In introducing Sacks, Maggid Books’ editorin- chief Gila Fine said that she would try to refrain from using superlatives, but wondered aloud how one could introduce a man like Sacks without superlatives. To which Sacks quipped: “Read the Jewish press.”
Lau, who was the first speaker, started in Hebrew and watched the faces of the audience fall, using a hand gesture to acknowledge the downturn in enthusiasm. But it was merely a ploy designed to applaud Maggid as an important bridge for Jewish thought. More than politics, economics, globalization and terror, said Lau, the greatest problem of the Jewish people is language.
Important writings in Hebrew are lost to English-speakers who can’t read them, and similarly important writings in English are lost to many Hebrew-speakers.
But Maggid is translating important works from Hebrew to English and vice versa.
Until he was able to read Sacks in Hebrew, Lau confessed, he had barely been aware of him.
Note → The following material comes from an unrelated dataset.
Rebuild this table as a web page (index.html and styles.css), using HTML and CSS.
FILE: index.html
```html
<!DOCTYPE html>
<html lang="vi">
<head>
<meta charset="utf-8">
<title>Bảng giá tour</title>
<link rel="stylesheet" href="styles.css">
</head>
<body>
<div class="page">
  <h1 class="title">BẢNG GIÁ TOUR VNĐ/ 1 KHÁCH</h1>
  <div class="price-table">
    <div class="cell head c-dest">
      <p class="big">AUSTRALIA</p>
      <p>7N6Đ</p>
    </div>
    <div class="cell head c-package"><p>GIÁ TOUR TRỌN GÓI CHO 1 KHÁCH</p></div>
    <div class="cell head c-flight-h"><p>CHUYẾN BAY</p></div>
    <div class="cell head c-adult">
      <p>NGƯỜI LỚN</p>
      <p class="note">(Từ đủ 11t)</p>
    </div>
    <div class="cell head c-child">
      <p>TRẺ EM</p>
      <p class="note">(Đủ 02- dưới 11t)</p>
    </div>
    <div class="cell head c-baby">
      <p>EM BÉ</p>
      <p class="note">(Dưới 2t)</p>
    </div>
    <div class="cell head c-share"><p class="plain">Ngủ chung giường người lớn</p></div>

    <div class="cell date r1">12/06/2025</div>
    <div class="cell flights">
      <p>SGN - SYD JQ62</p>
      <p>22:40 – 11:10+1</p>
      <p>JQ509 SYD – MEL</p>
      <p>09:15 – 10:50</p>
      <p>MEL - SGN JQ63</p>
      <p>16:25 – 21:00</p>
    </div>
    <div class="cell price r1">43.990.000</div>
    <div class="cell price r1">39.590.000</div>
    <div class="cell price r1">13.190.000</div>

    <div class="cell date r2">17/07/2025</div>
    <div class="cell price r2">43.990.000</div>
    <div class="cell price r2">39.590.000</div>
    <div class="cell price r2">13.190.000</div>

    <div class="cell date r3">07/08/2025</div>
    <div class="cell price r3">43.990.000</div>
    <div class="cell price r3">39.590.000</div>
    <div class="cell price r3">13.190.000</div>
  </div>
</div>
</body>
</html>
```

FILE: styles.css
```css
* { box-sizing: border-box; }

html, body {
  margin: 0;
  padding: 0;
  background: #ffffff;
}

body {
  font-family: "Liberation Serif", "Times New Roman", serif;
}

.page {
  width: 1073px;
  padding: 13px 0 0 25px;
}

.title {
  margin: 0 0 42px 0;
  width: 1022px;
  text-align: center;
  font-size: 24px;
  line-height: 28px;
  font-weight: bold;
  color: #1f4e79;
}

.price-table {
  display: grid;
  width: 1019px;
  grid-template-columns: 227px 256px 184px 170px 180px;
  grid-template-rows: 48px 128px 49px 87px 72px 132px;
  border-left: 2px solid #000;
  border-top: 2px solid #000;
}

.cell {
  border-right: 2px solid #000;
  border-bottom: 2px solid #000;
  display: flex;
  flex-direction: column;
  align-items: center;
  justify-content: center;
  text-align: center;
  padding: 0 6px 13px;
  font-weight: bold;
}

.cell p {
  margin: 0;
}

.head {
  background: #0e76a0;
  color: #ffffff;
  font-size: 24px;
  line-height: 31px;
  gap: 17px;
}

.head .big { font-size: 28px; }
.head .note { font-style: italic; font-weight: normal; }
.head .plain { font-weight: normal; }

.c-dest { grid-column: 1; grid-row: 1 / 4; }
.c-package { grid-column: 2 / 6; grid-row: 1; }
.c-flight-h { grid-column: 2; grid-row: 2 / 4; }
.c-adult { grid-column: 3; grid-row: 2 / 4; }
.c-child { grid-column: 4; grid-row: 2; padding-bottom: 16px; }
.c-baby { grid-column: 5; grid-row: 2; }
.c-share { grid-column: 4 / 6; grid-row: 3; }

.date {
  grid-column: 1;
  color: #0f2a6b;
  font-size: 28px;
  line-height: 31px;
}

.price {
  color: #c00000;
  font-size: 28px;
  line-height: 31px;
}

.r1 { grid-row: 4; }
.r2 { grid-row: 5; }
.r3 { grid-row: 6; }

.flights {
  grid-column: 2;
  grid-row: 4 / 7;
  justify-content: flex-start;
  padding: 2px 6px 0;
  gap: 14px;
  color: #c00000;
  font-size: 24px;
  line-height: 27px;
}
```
Halbertal presented an interesting Talmudic dissertation on dealing with the poor and differentiating between those who had once been once affluent and had been reduced to poverty and those who had been born into poverty. Sacks, whose ideas have in some circles been regarded as radical, said that most people believe in the idea of power, whereas Jews believe in the power of the idea. Quoting from Rabbi Joseph Soloveitchik’s iconic essay, “The Lonely Man of Faith,” Sacks admitted that there were times when propagating his ideas that he, too, felt lonely – but looking out at the vast audience, he knew that he was not alone.
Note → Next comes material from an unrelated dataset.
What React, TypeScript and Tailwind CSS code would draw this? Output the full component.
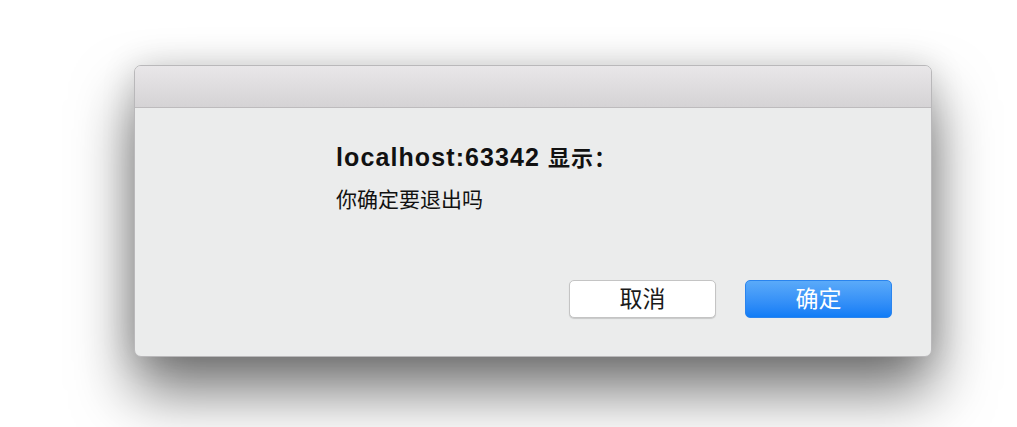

■ AT THE opposite end of the spectrum, earlier in the week, another British author, Naomi Alderman, who grew up in an Orthodox environment but seven years ago moved away from religion, provoked both mirth and shock when she said at a panel discussion that “religious Judaism is misogynist, homophobic and racist.”
Alderman spring-boarded to literary fame with her first book, Disobedience, about a North London rabbi’s daughter becoming a lesbian, which was well received in literary circles but not in Britain’s Orthodox Jewish community, where the rumor was put out that the book was autobiographical. Alderman said it was not, though she saw nothing wrong with lesbianism.
Her most recent book, The Liar’s Gospel
, which is no less controversial, presents a perspective on Jesus that will make most Christians very unhappy and will not be received with great joy by Jews either. Alderman enjoys stirring the pot, but does so without malice.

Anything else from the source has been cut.